Прямо с вокзала в Токио мы переехали в "Империал" - отель, где каждый снял по комнатке с полным пансионом Здесь началась для нас кипучая деятельность. Прежде всего мы направились к нашему военно–морскому агенту капитану 1–го ранга А. Н. Воскресенскому .

Я не могу не сказать несколько слов об этом, ныне покойном, выдающемся офицере нашего флота. Он был морским агентом в Японии уже много лет. Владея в совершенстве французским и английским языками, он изучил японский язык так, как редко это мог бы сделать кто‑нибудь из европейцев. Совершенствование в японском языке ему облегчило и то, что он был женат на японке. Перу покойного А. Н. Воскресенского принадлежит, ставший классическим, перевод многотомного описания войны на море 1904-1905 годов, составленного японским Морским генеральным штабом .

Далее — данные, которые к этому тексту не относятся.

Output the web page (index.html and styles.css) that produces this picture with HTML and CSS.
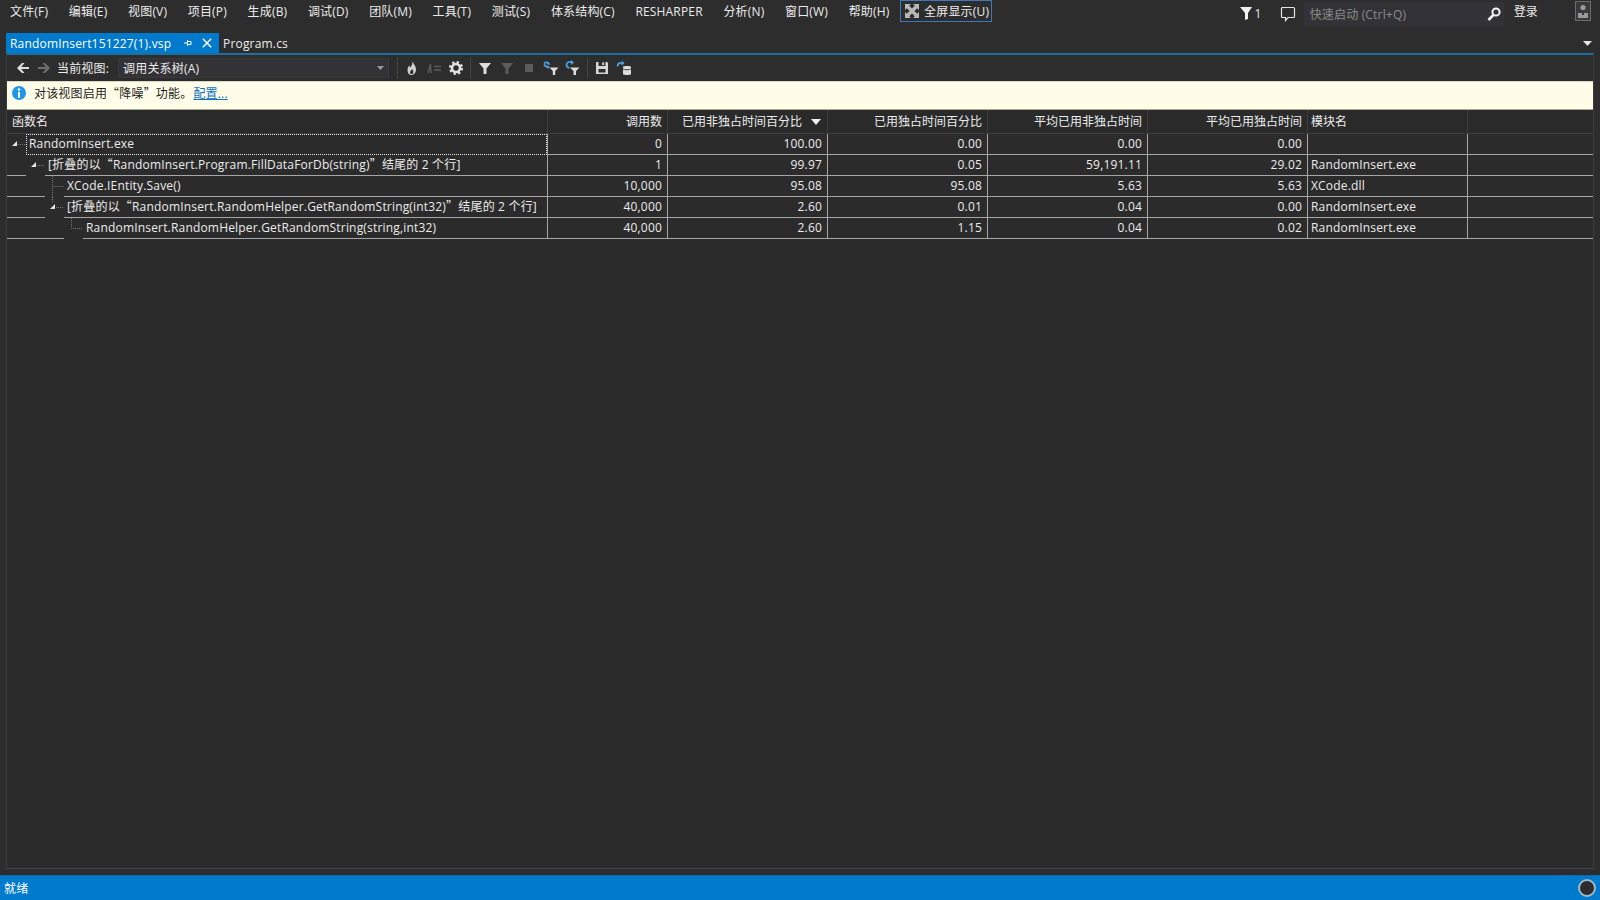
FILE: index.html
```html
<!DOCTYPE html>
<html lang="zh-CN">
<head>
<meta charset="utf-8">
<title>RandomInsert151227(1).vsp</title>
<link rel="stylesheet" href="styles.css">
</head>
<body>
<div class="app">
  <header class="titlebar">
    <nav class="menu">
      <span>文件(F)</span><span>编辑(E)</span><span>视图(V)</span><span>项目(P)</span><span>生成(B)</span><span>调试(D)</span><span>团队(M)</span><span>工具(T)</span><span>测试(S)</span><span>体系结构(C)</span><span>RESHARPER</span><span>分析(N)</span><span>窗口(W)</span><span>帮助(H)</span>
      <span class="fullscreen">
        <svg class="ico" viewBox="0 0 16 16"><path fill="#b8b8b8" d="M1 1h6L5.200 2.800 8 5.600l2.800-2.800L9 1h6v6l-1.800-1.800L10.400 8l2.800 2.800L15 9v6H9l1.800-1.800L8 10.400l-2.800 2.800L7 15H1V9l1.800 1.800L5.600 8 2.800 5.200 1 7z"/></svg>
        全屏显示(U)
      </span>
    </nav>
    <div class="title-right">
      <svg class="filter-flag" viewBox="0 0 12 14"><path fill="#f1f1f1" d="M0 1h12L8 7v6L5 14V7z"/></svg>
      <span class="flag-count">1</span>
      <svg class="comment" viewBox="0 0 16 16"><path fill="none" stroke="#e6e6e6" stroke-width="1.2" d="M2.5 1.5h11a1 1 0 0 1 1 1v8a1 1 0 0 1-1 1H8l-2.5 3v-3h-3a1 1 0 0 1-1-1v-8a1 1 0 0 1 1-1z"/></svg>
      <div class="quick">
        <span>快速启动 (Ctrl+Q)</span>
        <svg class="ico" viewBox="0 0 16 16"><circle cx="10" cy="6" r="3.6" fill="none" stroke="#f4f4f4" stroke-width="2"/><path stroke="#f4f4f4" stroke-width="2.6" d="M7.400 8.800 2.500 14"/></svg>
      </div>
      <span class="login">登录</span>
      <svg class="user" viewBox="0 0 16 20"><rect x=".5" y=".5" width="15" height="19" fill="#3a3a3c" stroke="#6b6b6b"/><circle cx="8" cy="6.500" r="2.600" fill="#9a9a9a"/><path fill="#9a9a9a" d="M3 17v-5h4v2h2v-2h4v5z"/></svg>
    </div>
  </header>

  <div class="tabs">
    <div class="tab active">
      <span class="tab-name">RandomInsert151227(1).vsp</span>
      <svg class="pin" viewBox="0 0 10 10"><path fill="none" stroke="#fff" d="M4.500 2v6M4.500 3.500H8v3H4.500M1 5h3.500"/></svg>
      <svg class="close" viewBox="0 0 10 10"><path stroke="#fff" stroke-width="1.500" d="M.8.8l8.400 8.400M9.200.8.8 9.200"/></svg>
    </div>
    <div class="tab">Program.cs</div>
    <svg class="tab-caret" viewBox="0 0 9 5"><path fill="#e6e6e6" d="M0 0h9L4.500 5z"/></svg>
  </div>

  <main class="panel">
    <div class="toolbar">
      <svg class="arrow" viewBox="0 0 14 12"><path fill="#e0e0e0" d="M6 1 1 6l5 5h2.500L5.200 7H13V5H5.200L8.500 1z"/></svg>
      <svg class="arrow dim" viewBox="0 0 14 12"><path fill="#6e6e6e" d="M8 1l5 5-5 5H5.500L8.800 7H1V5h7.800L5.500 1z"/></svg>
      <span class="view-label">当前视图:</span>
      <div class="combo"><span>调用关系树(A)</span><svg class="combo-caret" viewBox="0 0 7 4"><path fill="#999" d="M0 0h7L3.500 4z"/></svg></div>
      <i class="sep first"></i>
      <svg class="ico" viewBox="0 0 16 16"><path fill="#cfcfcf" d="M8.500 1c.5 2.500 3.500 4.500 3.500 8.500 0 3-2 5.500-4.500 5.500S3.500 13 3.500 10c0-2 1-3 1.500-4.500.7.700 1 1.500 1.200 2.300C7.500 6 8.800 3.500 8.500 1z"/><path fill="#2d2d2d" d="M8 9c.8 1 1.500 2 1.300 3.500-.2 1-.9 1.500-1.800 1.500-1 0-1.500-.9-1.500-1.800C6 11 7.500 10.500 8 9z"/></svg>
      <svg class="ico" viewBox="0 0 16 16"><path stroke="#5c5c5c" stroke-width="1.400" fill="none" d="M2 13 4.500 4 5 13M8 6.500h7M8 10h7"/></svg>
      <svg class="ico" viewBox="0 0 16 16"><circle cx="8" cy="8" r="5.800" fill="none" stroke="#e2e2e2" stroke-width="2.400" stroke-dasharray="2.300 2.250"/><circle cx="8" cy="8" r="4" fill="none" stroke="#e2e2e2" stroke-width="2.600"/></svg>
      <i class="sep"></i>
      <svg class="ico" viewBox="0 0 16 16"><path fill="#dcdcdc" d="M2 3h12L9.500 8.500V14h-3V8.500z"/></svg>
      <svg class="ico" viewBox="0 0 16 16"><path fill="#5c5c5c" d="M2 3h12L9.500 8.500V14h-3V8.500z"/></svg>
      <svg class="ico" viewBox="0 0 16 16"><rect x="4" y="4" width="8" height="8" fill="#5c5c5c"/></svg>
      <svg class="ico" viewBox="0 0 16 16"><path fill="none" stroke="#4aa3e8" stroke-width="1.700" d="M1 3.500c2-2 4-1 5 .5M1 4.500c1 2 2.500 2.500 5 2.500"/><path fill="#4aa3e8" d="M5 1.500 7.500 4.500H4zM4.500 5.500 7 7.200 4.500 9z"/><path fill="#dcdcdc" d="M6.500 7.500h9l-3.300 3.500v4H9.800v-4z"/></svg>
      <svg class="ico" viewBox="0 0 16 16"><path fill="none" stroke="#4aa3e8" stroke-width="1.700" d="M7 2.500c-2.500-1.500-5-.5-5.500 2.500 0 1.500 1 2.500 3 3"/><path fill="#4aa3e8" d="M6 0l3 2.500L6 5z"/><path fill="#dcdcdc" d="M5 7.500h9.500L11 11v4H8.500v-4z"/></svg>
      <i class="sep"></i>
      <svg class="ico" viewBox="0 0 16 16"><path fill="#d6d6d6" d="M2 2h2.500v4h7V2H13l1 1v11H2zM8.200 2.500h2v2.500h-2zM4.500 9v3.500h7V9z"/></svg>
      <svg class="ico" viewBox="0 0 16 16"><path fill="none" stroke="#4aa3e8" stroke-width="1.700" d="M1.500 6.500c0-3.500 3-4.500 5-3"/><path fill="#4aa3e8" d="M6 .5 8.500 3.500 5.500 5.500z"/><path fill="#dcdcdc" d="M7 6.800c0-1 8-1 8 0V14c0 1.400-8 1.400-8 0z"/><path stroke="#4a4a4a" d="M7 9c1.500 1 6.500 1 8 0" fill="none"/></svg>
    </div>

    <div class="info">
      <svg class="info-ico" viewBox="0 0 14 14"><circle cx="7" cy="7" r="7" fill="#1c97ea"/><circle cx="7" cy="3.500" r="1.300" fill="#fff"/><rect x="6" y="5.800" width="2" height="6" fill="#fff"/></svg>
      <span>对该视图启用<span class="cjk">“</span>降噪<span class="cjk">”</span>功能。</span>
      <a class="info-link" href="#">配置...</a>
    </div>

    <div class="grid">
      <div class="row head">
        <div class="cell name">函数名</div>
        <div class="cell num">调用数</div>
        <div class="cell sorted"><span>已用非独占时间百分比</span><svg class="sort" viewBox="0 0 10 6"><path fill="#f1f1f1" d="M0 0h10L5 6z"/></svg></div>
        <div class="cell num">已用独占时间百分比</div>
        <div class="cell num">平均已用非独占时间</div>
        <div class="cell num">平均已用独占时间</div>
        <div class="cell mod">模块名</div>
        <div class="cell"></div>
      </div>

      <div class="row">
        <div class="tree">
          <svg class="slot" viewBox="0 0 19 21"><path fill="#e6e6e6" d="M10 7v5H5z"/><path stroke="#777" stroke-dasharray="1 1" d="M11 10.500h8"/></svg>
          <div class="label focus">RandomInsert.exe</div>
        </div>
        <div class="cell num">0</div><div class="cell num">100.00</div><div class="cell num">0.00</div><div class="cell num">0.00</div><div class="cell num">0.00</div><div class="cell mod"></div><div class="cell"></div>
      </div>

      <div class="row">
        <div class="tree">
          <i class="indent one"></i>
          <svg class="slot" viewBox="0 0 19 21"><path fill="#e6e6e6" d="M10 7v5H5z"/><path stroke="#777" stroke-dasharray="1 1" d="M11 10.500h8"/></svg>
          <div class="label">[折叠的以<span class="cjk">“</span>RandomInsert.Program.FillDataForDb(string)<span class="cjk">”</span>结尾的 2 个行]</div>
        </div>
        <div class="cell num">1</div><div class="cell num">99.97</div><div class="cell num">0.05</div><div class="cell num">59,191.11</div><div class="cell num">29.02</div><div class="cell mod">RandomInsert.exe</div><div class="cell"></div>
      </div>

      <div class="row">
        <div class="tree">
          <i class="indent two"></i>
          <svg class="slot" viewBox="0 0 19 21"><path fill="none" stroke="#777" stroke-dasharray="1 1" d="M7.500 0v21M7.500 10.500H19"/></svg>
          <div class="label">XCode.IEntity.Save()</div>
        </div>
        <div class="cell num">10,000</div><div class="cell num">95.08</div><div class="cell num">95.08</div><div class="cell num">5.63</div><div class="cell num">5.63</div><div class="cell mod">XCode.dll</div><div class="cell"></div>
      </div>

      <div class="row">
        <div class="tree">
          <i class="indent two"></i>
          <svg class="slot" viewBox="0 0 19 21"><path fill="#e6e6e6" d="M10 7v5H5z"/><path stroke="#777" stroke-dasharray="1 1" d="M7.500 0v6M11 10.500h8"/></svg>
          <div class="label">[折叠的以<span class="cjk">“</span>RandomInsert.RandomHelper.GetRandomString(int32)<span class="cjk">”</span>结尾的 2 个行]</div>
        </div>
        <div class="cell num">40,000</div><div class="cell num">2.60</div><div class="cell num">0.01</div><div class="cell num">0.04</div><div class="cell num">0.00</div><div class="cell mod">RandomInsert.exe</div><div class="cell"></div>
      </div>

      <div class="row">
        <div class="tree">
          <i class="indent three"></i>
          <svg class="slot" viewBox="0 0 19 21"><path fill="none" stroke="#777" stroke-dasharray="1 1" d="M7.500 0v10.500H19"/></svg>
          <div class="label">RandomInsert.RandomHelper.GetRandomString(string,int32)</div>
        </div>
        <div class="cell num">40,000</div><div class="cell num">2.60</div><div class="cell num">1.15</div><div class="cell num">0.04</div><div class="cell num">0.02</div><div class="cell mod">RandomInsert.exe</div><div class="cell"></div>
      </div>
    </div>
  </main>

  <footer class="status">
    <span>就绪</span>
    <i class="status-dot"></i>
  </footer>
</div>
</body>
</html>
```

FILE: styles.css
```css
* { box-sizing: border-box; }
html, body { margin: 0; height: 100%; }
body {
  background: #2d2d2d;
  color: #ececec;
  font-family: "Open Sans", "Noto Sans CJK SC", sans-serif;
  font-size: 12px;
  letter-spacing: .18px;
  overflow: hidden;
}
.cjk { font-family: "Noto Sans CJK SC", sans-serif; line-height: 0; }
.app { display: flex; flex-direction: column; height: 900px; }
.ico { width: 16px; height: 16px; flex: none; }

.titlebar { height: 33px; display: flex; justify-content: space-between; flex: none; }
.menu { display: flex; padding-left: 10px; gap: 20.6px; height: 22px; align-items: center; }
.menu span { white-space: nowrap; }
.menu .fullscreen {
  display: flex; align-items: center; gap: 4px;
  height: 22px; margin-left: -10px; padding: 0 2px 0 3px;
  border: 1px solid #3a7ab8;
}
.title-right { display: flex; align-items: flex-start; }
.filter-flag { width: 12px; height: 14px; margin-top: 6px; }
.flag-count { margin: 5px 0 0 3px; }
.comment { width: 16px; height: 16px; margin: 6px 0 0 18px; }
.quick {
  width: 200px; height: 24px; margin: 2px 0 0 8px; padding: 0 2px 0 6px;
  display: flex; align-items: center; justify-content: space-between;
  background: #333337; color: #8a8a8a;
}
.login { margin: 2px 0 0 10px; }
.user { width: 16px; height: 20px; margin: 1px 9px 0 37px; }

.tabs { height: 20px; display: flex; align-items: center; padding-left: 6px; flex: none; }
.tab { height: 20px; display: flex; align-items: center; padding: 0 4px; }
.tab.active { width: 213px; background: #007acc; color: #fff; }
.tab-name { width: 169px; white-space: nowrap; }
.pin { width: 10px; height: 10px; margin-left: 4px; }
.close { width: 10px; height: 10px; margin-left: 9px; }
.tab-caret { width: 9px; height: 5px; margin-left: auto; margin-right: 8px; }

.panel {
  flex: 1; margin: 0 6px 6px 6px; min-height: 0;
  border-top: 2px solid #1c6f9f;
  border-right: 1px solid #3c3c3c;
  border-left: 1px solid #3c3c3c;
  border-bottom: 1px solid #444;
  display: flex; flex-direction: column;
  background: #2b2b2b;
}
.toolbar { height: 26px; padding-bottom: 1px; display: flex; align-items: center; flex: none; background: #2d2d2d; gap: 6px; }
.arrow { width: 14px; height: 12px; margin-left: 9px; }
.arrow.dim { margin-left: 1px; }
.view-label { white-space: nowrap; }
.combo {
  width: 271px; height: 20px; margin-left: 3px; padding: 0 4px;
  display: flex; align-items: center; justify-content: space-between;
  background: #333337; border: 1px solid #3a3a3d;
}
.combo-caret { width: 7px; height: 4px; }
.sep { width: 1px; height: 22px; background: #444; }
.sep.first { margin-left: 2px; }

.info {
  height: 29px; padding-bottom: 5px; padding-left: 5px; flex: none; display: flex; align-items: center;
  background: #fffde8; color: #1e1e1e;
  border-top: 1px solid #d8d6c4; border-bottom: 1px solid #a8a797;
}
.info-ico { width: 14px; height: 14px; margin-right: 8px; }
.info-link { color: #0e70c0; margin-left: 1px; }

.grid { display: flex; flex-direction: column; }
.row {
  display: grid;
  grid-template-columns: 541px 120px 160px 160px 160px 160px 160px 1fr;
  height: 21px;
}
.cell {
  border-right: 1px solid #a6a6a6; border-bottom: 1px solid #a6a6a6;
  padding: 0 5px; line-height: 20px; white-space: nowrap; overflow: hidden;
}
.cell:last-child { border-right: none; }
.num { text-align: right; }
.mod { padding-left: 3px; }
.head { height: 24px; background: #2a2a2a; letter-spacing: 0; }
.head .cell { border-color: #3e3e3e; line-height: 23px; }
.head .name { padding-left: 5px; }
.sorted { display: flex; align-items: center; justify-content: space-between; padding: 0 6px 0 14px; }
.sort { width: 10px; height: 6px; }

.tree { display: flex; border-right: 1px solid #a6a6a6; }
.slot { width: 19px; height: 21px; flex: none; }
.indent { display: block; flex: none; border-bottom: 1px solid #a6a6a6; }
.indent.one { width: 19px; }
.indent.two { width: 38px; }
.indent.three { width: 57px; }
.label {
  flex: 1; min-width: 0; padding-left: 3px; line-height: 20px;
  white-space: nowrap; border-bottom: 1px solid #a6a6a6;
}
.label.focus { outline: 1px dotted #e6e6e6; outline-offset: -1px; border-bottom: none; }

.status {
  height: 25px; flex: none; display: flex; align-items: center; justify-content: space-between;
  background: #007acc; color: #fff; padding: 0 4px; border-top: 1px solid #0a6aaa;
}
.status-dot {
  width: 18px; height: 18px; border-radius: 50%;
  background: #2d2d30; border: 2px solid #9fb8c8;
}
```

С помощью А. Н. Воскресенского мы быстро выяснили, у каких фирм, что именно и по каким примерно ценам можно купить то, что нам нужно.

Затем состоялся наш прием в Российском Императорском посольстве, где нам был предложен завтрак и где за временным отъездом посла нас приветствовал советник посольства. Далее пришлось побывать в японском Морском генеральном штабе, где мы выяснили целый ряд вопросов относительно судов нашего Отряда.

В следующие дни в нашем отеле начали появляться представители разных фирм по нужным нам предметам.

Очень много времени уходило на переводы наших списков и на объяснения разных деталей. Наконец, выяснилось, что все, что нам нужно, имеется, и, благодаря конкуренции, по достаточно низким ценам. Всего мы заказали разных материалов и предметов примерно на сумму в 150 000 йен.